AFTER the multiplication of the loaves and fish, a crowd followed Jesus to Capernaum. There they asked Him what actions they should do to carry out the works of God. The Master replied that the key was to believe in Him as the one sent by the Father (cf. Jn 6:22-29). Now we see the continuation of that dialogue, when those listening to Him demanded a sign to confirm his words, as though the previous day’s miracle had not been enough. So they said to him, “Then what sign do you do, that we may see and believe you? What work do you perform? Our fathers ate the manna in the wilderness; as it is written, ‘He gave them bread from heaven to eat’” (Jn 6:30-32).

That crowd challenged Jesus to show them if He could do wonders like Moses did. But our Lord, understanding their concern, began to explain to them what the true origin of the manna had been. He taught them that what had been announced there was more important than the event itself: the bread of eternal life, the true bread from heaven. Jesus then said to them, “Truly, truly, I say to you, it was not Moses who gave you the bread from heaven, but my Father gives you the true bread from heaven. For the bread of God is he who comes down from heaven and gives life to the world” (Jn 6:32-33).

Jesus is the new Moses, who brings to fulfilment what the prophet had announced. His recent miracles are meant to show this: the multiplication of the loaves recalls the gift of manna in the desert, and walking on the water evokes the passage through the Red Sea. But in both cases Jesus goes beyond what was announced in the Pentateuch. In fact, after feeding five thousand people, those who witnessed the miracle proclaimed: “This is indeed the Prophet who is to come into the world!” (Jn 6:14); and later, upon hearing that this bread can give life, they said to him, “Sir, give us this bread always” (Jn 6:34). It is a natural reaction. The Samaritan woman had made the same request when Jesus spoke to her about the water welling up to eternal life. We too want God to increase our desire to receive that life-giving bread.
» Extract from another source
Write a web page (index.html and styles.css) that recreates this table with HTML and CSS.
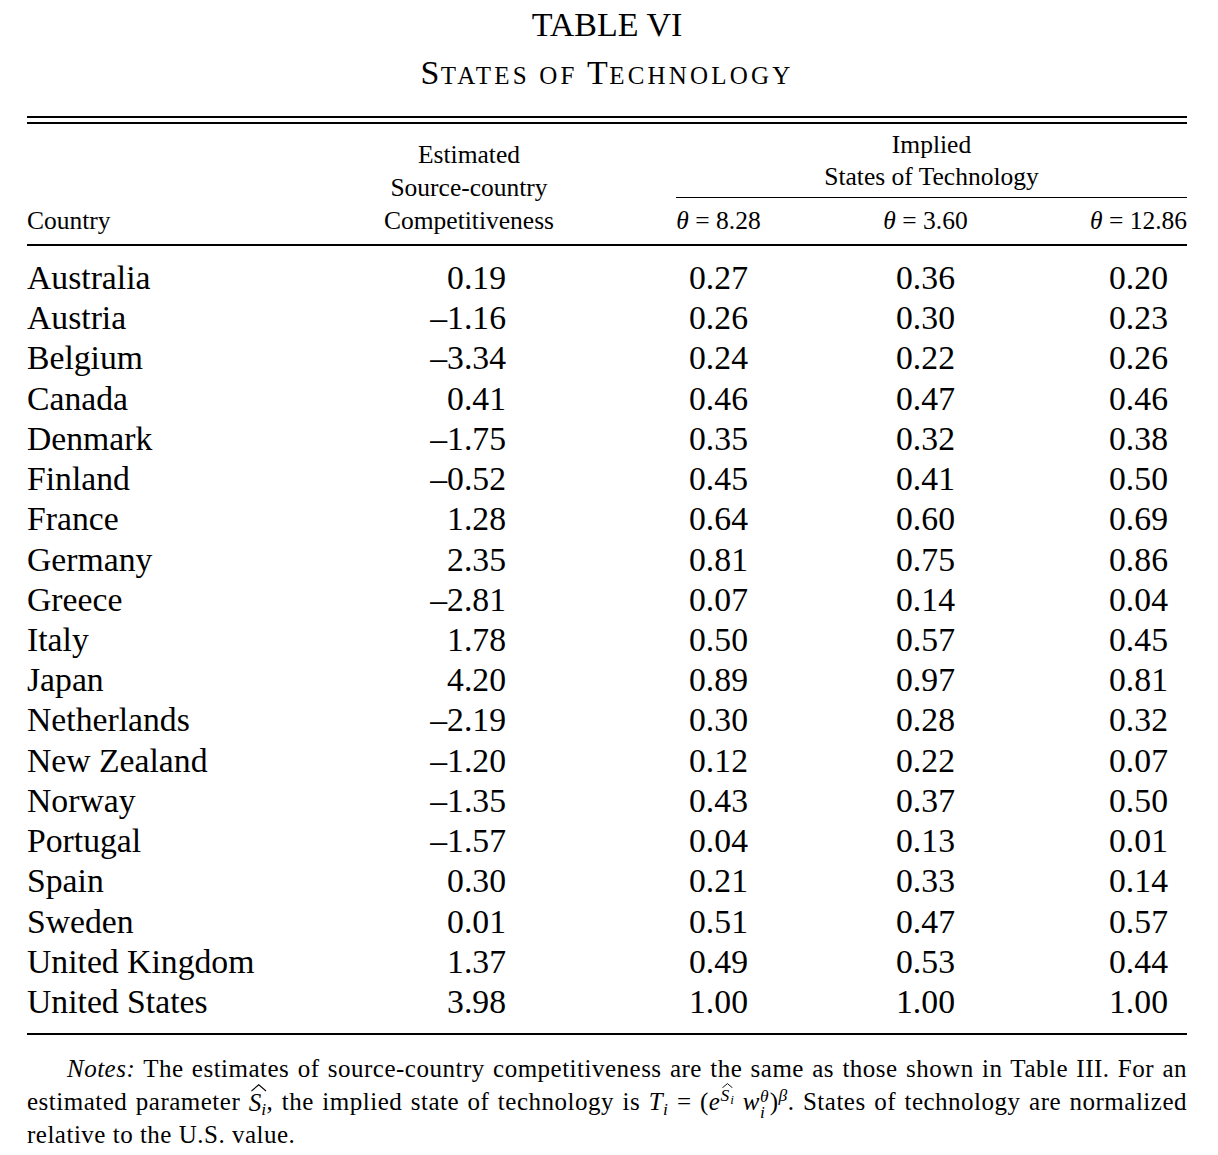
FILE: index.html
```html
<!DOCTYPE html>
<html lang="en">
<head>
<meta charset="utf-8">
<title>Table VI – States of Technology</title>
<link rel="stylesheet" href="styles.css">
</head>
<body>
<div class="page">
  <h1 class="title">TABLE VI</h1>
  <h2 class="subtitle">S<span class="sc">TATES OF</span> T<span class="sc">ECHNOLOGY</span></h2>
  <div class="rule-double"></div>

  <div class="thead">
    <div class="h-country">Country</div>
    <div class="h-est">Estimated<br>Source-country<br>Competitiveness</div>
    <div class="h-implied">Implied<br>States of Technology</div>
    <div class="h-theta c3"><i>θ</i> = 8.28</div>
    <div class="h-theta c4"><i>θ</i> = 3.60</div>
    <div class="h-theta c5"><i>θ</i> = 12.86</div>
  </div>

  <div class="tbody">
    <div class="row"><span class="name">Australia</span><span class="est">0.19</span><span class="val">0.27</span><span class="val">0.36</span><span class="val">0.20</span></div>
    <div class="row"><span class="name">Austria</span><span class="est">–1.16</span><span class="val">0.26</span><span class="val">0.30</span><span class="val">0.23</span></div>
    <div class="row"><span class="name">Belgium</span><span class="est">–3.34</span><span class="val">0.24</span><span class="val">0.22</span><span class="val">0.26</span></div>
    <div class="row"><span class="name">Canada</span><span class="est">0.41</span><span class="val">0.46</span><span class="val">0.47</span><span class="val">0.46</span></div>
    <div class="row"><span class="name">Denmark</span><span class="est">–1.75</span><span class="val">0.35</span><span class="val">0.32</span><span class="val">0.38</span></div>
    <div class="row"><span class="name">Finland</span><span class="est">–0.52</span><span class="val">0.45</span><span class="val">0.41</span><span class="val">0.50</span></div>
    <div class="row"><span class="name">France</span><span class="est">1.28</span><span class="val">0.64</span><span class="val">0.60</span><span class="val">0.69</span></div>
    <div class="row"><span class="name">Germany</span><span class="est">2.35</span><span class="val">0.81</span><span class="val">0.75</span><span class="val">0.86</span></div>
    <div class="row"><span class="name">Greece</span><span class="est">–2.81</span><span class="val">0.07</span><span class="val">0.14</span><span class="val">0.04</span></div>
    <div class="row"><span class="name">Italy</span><span class="est">1.78</span><span class="val">0.50</span><span class="val">0.57</span><span class="val">0.45</span></div>
    <div class="row"><span class="name">Japan</span><span class="est">4.20</span><span class="val">0.89</span><span class="val">0.97</span><span class="val">0.81</span></div>
    <div class="row"><span class="name">Netherlands</span><span class="est">–2.19</span><span class="val">0.30</span><span class="val">0.28</span><span class="val">0.32</span></div>
    <div class="row"><span class="name">New Zealand</span><span class="est">–1.20</span><span class="val">0.12</span><span class="val">0.22</span><span class="val">0.07</span></div>
    <div class="row"><span class="name">Norway</span><span class="est">–1.35</span><span class="val">0.43</span><span class="val">0.37</span><span class="val">0.50</span></div>
    <div class="row"><span class="name">Portugal</span><span class="est">–1.57</span><span class="val">0.04</span><span class="val">0.13</span><span class="val">0.01</span></div>
    <div class="row"><span class="name">Spain</span><span class="est">0.30</span><span class="val">0.21</span><span class="val">0.33</span><span class="val">0.14</span></div>
    <div class="row"><span class="name">Sweden</span><span class="est">0.01</span><span class="val">0.51</span><span class="val">0.47</span><span class="val">0.57</span></div>
    <div class="row"><span class="name">United Kingdom</span><span class="est">1.37</span><span class="val">0.49</span><span class="val">0.53</span><span class="val">0.44</span></div>
    <div class="row"><span class="name">United States</span><span class="est">3.98</span><span class="val">1.00</span><span class="val">1.00</span><span class="val">1.00</span></div>
  </div>

  <p class="notes"><i>Notes:</i> The estimates of source-country competitiveness are the same as those shown in Table III. For an estimated parameter <span class="hat"><svg class="hat-mark" viewBox="0 0 16 7" preserveAspectRatio="none"><path d="M0.5 6.5 L8 0.8 L15.5 6.5" fill="none" stroke="#000" stroke-width="1.1"/></svg><i>S</i></span><sub><i>i</i></sub>, the implied state of technology is <i>T</i><sub><i>i</i></sub> = (<i>e</i><sup class="exp"><span class="hat"><svg class="hat-mark" viewBox="0 0 16 7" preserveAspectRatio="none"><path d="M0.5 6.5 L8 0.8 L15.5 6.5" fill="none" stroke="#000" stroke-width="1.3"/></svg><i>S</i></span><i class="exp-sub">i</i></sup>&nbsp;<i>w</i><span class="stack"><i class="st-top">θ</i><i class="st-bot">i</i></span>)<sup><i>β</i></sup>. States of technology are normalized relative to the U.S. value.</p>
</div>
</body>
</html>
```

FILE: styles.css
```css
html, body {
  margin: 0;
  padding: 0;
  background: #fff;
}

body {
  font-family: "Liberation Serif", "Times New Roman", serif;
  color: #000;
}

.page {
  width: 1160px;
  margin-left: 27px;
  padding-top: 5px;
}

.title {
  margin: 0;
  font-size: 34px;
  line-height: 40px;
  font-weight: normal;
  text-align: center;
}

.subtitle {
  margin: 8px 0 0;
  font-size: 34px;
  line-height: 40px;
  font-weight: normal;
  text-align: center;
  letter-spacing: 1.5px;
}

.subtitle .sc {
  font-size: 25px;
  letter-spacing: 3.2px;
}

.rule-double {
  margin-top: 20px;
  height: 4px;
  border-top: 2px solid #000;
  border-bottom: 2px solid #000;
}

.thead,
.row {
  display: grid;
  grid-template-columns: 235px 170px 85px 85px 97px;
  column-gap: 122px;
}

.thead {
  grid-template-rows: auto auto;
  padding: 5px 0 7px;
  border-bottom: 2px solid #000;
  font-size: 25.5px;
}

.h-country {
  grid-column: 1;
  grid-row: 1 / 3;
  align-self: end;
  line-height: 33px;
  white-space: nowrap;
}

.h-est {
  grid-column: 2;
  grid-row: 1 / 3;
  align-self: end;
  text-align: center;
  line-height: 33px;
  white-space: nowrap;
}

.h-implied {
  grid-column: 3 / 6;
  grid-row: 1;
  text-align: center;
  line-height: 32px;
  padding-bottom: 4px;
  border-bottom: 1px solid #000;
}

.h-theta {
  grid-row: 2;
  margin-top: 6px;
  line-height: 33px;
  text-align: center;
  white-space: nowrap;
}

.h-theta.c3 { grid-column: 3; }
.h-theta.c4 { grid-column: 4; }
.h-theta.c5 { grid-column: 5; text-align: right; }

.tbody {
  padding: 12px 0 11px;
  border-bottom: 2px solid #000;
  font-size: 33.7px;
}

.row {
  line-height: 40.22px;
}

.name {
  white-space: nowrap;
}

.est {
  text-align: right;
  padding-right: 48px;
}

.val {
  text-align: center;
}

.notes {
  margin: 19px 0 0;
  font-size: 25px;
  line-height: 29px;
  text-align: justify;
  text-indent: 40px;
  letter-spacing: 0.5px;
}

.notes sub,
.notes sup {
  font-size: 0.7em;
  line-height: 0;
}

.notes sub {
  vertical-align: -0.25em;
}

.notes sup {
  vertical-align: 0.55em;
}

.hat {
  display: inline-block;
  line-height: 1;
  text-indent: 0;
  letter-spacing: 0;
}

.hat-mark {
  display: block;
  width: 0.62em;
  height: 0.3em;
  margin: 0 -0.22em -0.08em 0.1em;
}

.exp-sub {
  font-size: 0.75em;
  vertical-align: -0.2em;
  margin-left: 1px;
}

.stack {
  display: inline-block;
  vertical-align: -0.4em;
  font-size: 0.7em;
  line-height: 0.9;
  text-indent: 0;
  letter-spacing: 0;
  margin-right: 1px;
}

.stack i {
  display: block;
}
```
JESUS ​​said to them: “I am the bread of life” (Jn 6:35). These words are a central revelation of our faith. In the fourth Gospel no mention is made of the institution of the sacrament of the Eucharist. Instead, the theological meaning of this sacrament is revealed. Jesus presents Himself as the bread that gives meaning and hope to our earthly journey, like the nourishment God provided Elijah for the strength needed to walk forty days and forty nights to Horeb, the mount of God (1 Kgs 19:8). Jesus is the bread of life because He remains in the sacrament of the Eucharist as “the source and summit of the Christian life,”[1] as “the center and root of interior life.”[2] Source and summit; center and root. The Eucharist has this greatness because it contains Christ himself, the author of grace, and because “in the Eucharist, the sanctifying action of God and our worship of him reach their high point.”[3]

“The Eucharist is Jesus himself who gives Himself entirely to us. Nourishing ourselves with Him and abiding in Him through Eucharistic Communion, if we do so with faith, transforms our life, transforms it into a gift to God and to our brothers and sisters. Nourishing ourselves with that ‘Bread of Life’ means entering into harmony with the heart of Christ, assimilating his choices, his thoughts, his behavior. It means entering into a dynamism of love and becoming people of peace, people of forgiveness, of reconciliation, of sharing in solidarity. The very things that Jesus did.”[4] Saint Josemaría had abundant experience of this. From a young age he spent long periods of time in front of the Tabernacle. And he advised us: “Be a eucharistic soul! If the center around which your thoughts and hopes turn is the Tabernacle, then, my child, how abundant the fruits of your sanctity and apostolate will be!”[5]

BEING A EUCHARISTIC SOUL leads us to put special care into the Mass, so that each of our days can be enriched by God’s grace and strength. Hence we can ask our Lord to help us enter into the meaning of the words that He himself addresses to the Father and that the Church offers us in each celebration. Thus God’s holiness will enter ever more effectively into our ordinary life, into our successes and failures, our setbacks and joys. We can be helped in this endeavor by reflecting on the Mass readings, preparing for Mass with spiritual communions, and giving thanks for receiving our Lord in Communion. This will also foster our eagerness to greet Jesus in the Tabernacle, to be alone with Him and spend a period of prayer there.

We can also ask our Lord for the grace to be more sensitive to his presence in the Eucharist: Lord, increase our faith, give us more light to believe more firmly and to go deeper into the mystery of this sacrament. And also give us more love, a greater desire to receive communion frequently and to love your presence in the Tabernacle with all our strength. Saint Josemaría’s advice can help us greatly here: “Go perseveringly to the Tabernacle, either bodily or in your heart, so as to feel safe and calm: but also to feel loved... and to love!”[6]

We ask Mary, woman of the Eucharist, to help us love her Son as she did. We want to receive Jesus with the same dispositions as she did: with her “purity, humility and devotion.”

[1] Second Vatican Council, Lumen Gentium, no. 11.

[2] Saint Josemaría, The Forge, no. 69.

[3] Compendium of the Catechism of the Catholic Church, no. 274.

[4] Francis, Angelus, 16 August 2015.

[5] Saint Josemaría. The Forge, no. 835.

[6] Saint Josemaría, The Forge, no. 837.